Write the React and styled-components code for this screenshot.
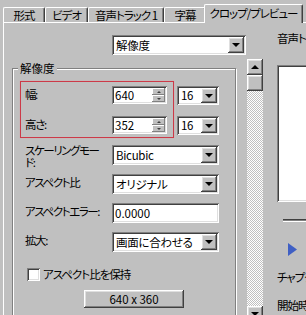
import React from 'react'
import styled, { createGlobalStyle } from 'styled-components'

const GlobalStyle = createGlobalStyle`
body {
  margin: 0;
  background: #c0c0c0;
}
`

const raised = `
box-shadow: inset -1px -1px #404040, inset 1px 1px #fff, inset -2px -2px #808080, inset 2px 2px #dfdfdf;
`

const sunken = `
box-shadow: inset 1px 1px #808080, inset -1px -1px #fff, inset 2px 2px #404040, inset -2px -2px #dfdfdf;
`

const Screen = styled.div`
width: 306px;
height: 315px;
overflow: hidden;
background: #c0c0c0;
font-family: "Noto Sans CJK JP", "Liberation Sans", sans-serif;
font-size: 11.5px;
letter-spacing: -1px;
font-feature-settings: "palt" 1;
color: #000;
`

const TabStrip = styled.div`
display: flex;
align-items: flex-end;
height: 22px;
padding-left: 3px;
`

const Tab = styled.div`
position: relative;
z-index: ${p => (p.$active ? 1 : 0)};
box-sizing: border-box;
width: ${p => p.$w}px;
height: ${p => (p.$active ? 19 : 15)}px;
margin: ${p => (p.$active ? '0 -2px -1px -2px' : '0')};
display: flex;
align-items: center;
justify-content: center;
background: #c0c0c0;
border-top: 1px solid #fff;
border-left: 1px solid #fff;
border-right: 1px solid #404040;
border-radius: 2px 2px 0 0;
box-shadow: inset -1px 0 #808080;
line-height: 13px;
white-space: nowrap;
padding-bottom: ${p => (p.$active ? 2 : 0)}px;
`

const Panel = styled.div`
display: flex;
align-items: flex-start;
margin-left: 3px;
border-top: 1px solid #fff;
border-left: 1px solid #fff;
height: 320px;
`

const LeftCol = styled.div`
width: 243px;
flex-shrink: 0;
`

const SelectBox = styled.div`
display: flex;
align-items: stretch;
box-sizing: border-box;
width: ${p => p.$w}px;
height: ${p => p.$h || 20}px;
margin-left: ${p => p.$ml || 0}px;
margin-top: ${p => p.$mt || 0}px;
padding: 2px;
background: #fff;
${sunken}
`

const SelectText = styled.span`
flex: 1;
padding-left: 2px;
line-height: ${p => (p.$h ? p.$h - 4 : 16)}px;
letter-spacing: -0.3px;
white-space: nowrap;
overflow: hidden;
`

const DropButton = styled.span`
width: 16px;
flex-shrink: 0;
display: flex;
align-items: center;
justify-content: center;
background: #c0c0c0;
${raised}
`

const DownTri = styled.span`
width: 0;
height: 0;
border-left: 4px solid transparent;
border-right: 4px solid transparent;
border-top: 4px solid #000;
`

const UpTri = styled.span`
width: 0;
height: 0;
border-left: 4px solid transparent;
border-right: 4px solid transparent;
border-bottom: 4px solid #000;
`

const GroupBox = styled.div`
position: relative;
box-sizing: border-box;
width: 224px;
height: 270px;
margin: 13px 0 0 8px;
padding: 12px 0 0 7px;
border: 1px solid #808080;
box-shadow: inset 1px 1px #fff, 1px 1px 0 #fff;
`

const Legend = styled.span`
position: absolute;
top: -8px;
left: 5px;
padding: 0 2px;
line-height: 14px;
letter-spacing: 0;
background: #c0c0c0;
`

const ResRow = styled.div`
display: flex;
align-items: flex-start;
`

const RedBox = styled.div`
box-sizing: border-box;
width: 154px;
padding: 4px 0 3px 4px;
border: 1px solid #cc3a48;
box-shadow: 0 0 1px 0 #e89aa0;
display: grid;
grid-template-columns: 87px 55px;
row-gap: 12px;
`

const FieldLabel = styled.div`
padding-top: 1px;
margin-top: ${p => (p.$lh ? -2 : 0)}px;
line-height: ${p => p.$lh || 14}px;
letter-spacing: -1.4px;
white-space: nowrap;
`

const SpinBox = styled.div`
display: flex;
box-sizing: border-box;
height: 18px;
padding: 2px;
background: #fff;
${sunken}
`

const SpinText = styled.span`
flex: 1;
padding-left: 1px;
line-height: 14px;
letter-spacing: 0;
`

const SpinButtons = styled.div`
display: flex;
flex-direction: column;
width: 13px;
`

const SpinHalf = styled.span`
flex: 1;
display: flex;
align-items: center;
justify-content: center;
background: #c0c0c0;
box-shadow: inset -1px -1px #808080, inset 1px 1px #fff;
`

const TinyUp = styled.span`
width: 0;
height: 0;
border-left: 2px solid transparent;
border-right: 2px solid transparent;
border-bottom: 2px solid #404040;
`

const TinyDown = styled.span`
width: 0;
height: 0;
border-left: 2px solid transparent;
border-right: 2px solid transparent;
border-top: 2px solid #404040;
`

const SizeCol = styled.div`
display: flex;
flex-direction: column;
gap: 11px;
margin: 5px 0 0 3px;
`

const FormGrid = styled.div`
display: grid;
grid-template-columns: 87px 107px;
grid-auto-rows: 20px;
row-gap: 9px;
margin-top: 7px;
padding-left: 5px;
`

const TextBox = styled.div`
box-sizing: border-box;
height: 20px;
padding: 2px 3px;
line-height: 16px;
letter-spacing: 0;
background: #fff;
${sunken}
`

const CheckRow = styled.label`
display: flex;
align-items: center;
gap: 3px;
height: 13px;
margin-top: 16px;
padding-left: 7px;
line-height: 13px;
`

const CheckBox = styled.span`
width: 13px;
height: 13px;
box-sizing: border-box;
background: #fff;
${sunken}
`

const PushButton = styled.div`
box-sizing: border-box;
width: 100px;
height: 18px;
margin: 9px 0 0 64px;
display: flex;
align-items: center;
justify-content: center;
line-height: 14px;
letter-spacing: 0;
white-space: pre;
background: #c0c0c0;
${raised}
`

const ScrollBar = styled.div`
display: flex;
flex-direction: column;
width: 16px;
height: 263px;
margin-top: 36px;
flex-shrink: 0;
`

const ScrollButton = styled.div`
height: 16px;
flex-shrink: 0;
display: flex;
align-items: center;
justify-content: center;
background: #c0c0c0;
${raised}
`

const ScrollTrack = styled.div`
flex: 1;
background: repeating-conic-gradient(#fff 0 25%, #c0c0c0 0 50%) 0 0 / 2px 2px;
`

const RightCol = styled.div`
padding-left: 14px;
width: 120px;
flex-shrink: 0;
`

const SideText = styled.div`
margin-top: ${p => p.$mt}px;
line-height: 14px;
white-space: nowrap;
`

const Preview = styled.div`
margin-top: 20px;
height: 137px;
width: 110px;
background: #fff;
${sunken}
`

const SliderTrack = styled.div`
margin: 17px 0 0 6px;
height: 3px;
width: 100px;
box-shadow: inset 0 1px #404040, inset 0 2px #808080, inset 0 -1px #fff;
`

const PlayIcon = styled.svg`
display: block;
margin: 21px 0 0 11px;
`

const Select = ({ w, h, ml, mt, children }) => (
  <SelectBox $w={w} $h={h} $ml={ml} $mt={mt}>
    <SelectText $h={h}>{children}</SelectText>
    <DropButton><DownTri /></DropButton>
  </SelectBox>
)

const Spin = ({ value }) => (
  <SpinBox>
    <SpinText>{value}</SpinText>
    <SpinButtons>
      <SpinHalf><TinyUp /></SpinHalf>
      <SpinHalf><TinyDown /></SpinHalf>
    </SpinButtons>
  </SpinBox>
)

const tabs = [
  { label: '形式', w: 42 },
  { label: 'ビデオ', w: 43 },
  { label: '音声トラック 1', w: 76 },
  { label: '字幕', w: 42 },
  { label: 'クロップ/プレビュー', w: 99, active: true },
]

export default function App() {
  return (
    <Screen>
      <GlobalStyle />
      <TabStrip>
        {tabs.map(t => (
          <Tab key={t.label} $w={t.w} $active={t.active}>{t.label}</Tab>
        ))}
      </TabStrip>
      <Panel>
        <LeftCol>
          <Select w={134} ml={108} mt={12}>解像度</Select>
          <GroupBox>
            <Legend>解像度</Legend>
            <ResRow>
              <RedBox>
                <FieldLabel>幅:</FieldLabel>
                <Spin value="640" />
                <FieldLabel>高さ:</FieldLabel>
                <Spin value="352" />
              </RedBox>
              <SizeCol>
                <Select w={42} h={19}>16</Select>
                <Select w={42} h={19}>16</Select>
              </SizeCol>
            </ResRow>
            <FormGrid>
              <FieldLabel $lh={12}>スケーリングモー<br />ド:</FieldLabel>
              <Select w={107}>Bicubic</Select>
              <FieldLabel>アスペクト比</FieldLabel>
              <Select w={107}>オリジナル</Select>
              <FieldLabel>アスペクトエラー:</FieldLabel>
              <TextBox>0.0000</TextBox>
              <FieldLabel>拡大:</FieldLabel>
              <Select w={107}>画面に合わせる</Select>
            </FormGrid>
            <CheckRow>
              <CheckBox />
              アスペクト比を保持
            </CheckRow>
            <PushButton>640 x 360</PushButton>
          </GroupBox>
        </LeftCol>
        <ScrollBar>
          <ScrollButton><UpTri /></ScrollButton>
          <ScrollButton />
          <ScrollTrack />
          <ScrollButton><DownTri /></ScrollButton>
        </ScrollBar>
        <RightCol>
          <SideText $mt={8}>音声トラック</SideText>
          <Preview />
          <SliderTrack />
          <PlayIcon width="9" height="13" viewBox="0 0 9 13">
            <polygon points="0,0 9,6.5 0,13" fill="#3f5fc4" />
          </PlayIcon>
          <SideText $mt={14}>チャプター:</SideText>
          <SideText $mt={14}>開始時間:</SideText>
        </RightCol>
      </Panel>
    </Screen>
  )
}
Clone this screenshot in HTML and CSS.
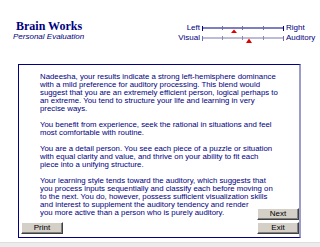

----

WRITTEN INSTRUCTION —
How many lines in the records hold the string "this"? Reply with the number alone.

REPLY TO THE EXERCISE —
2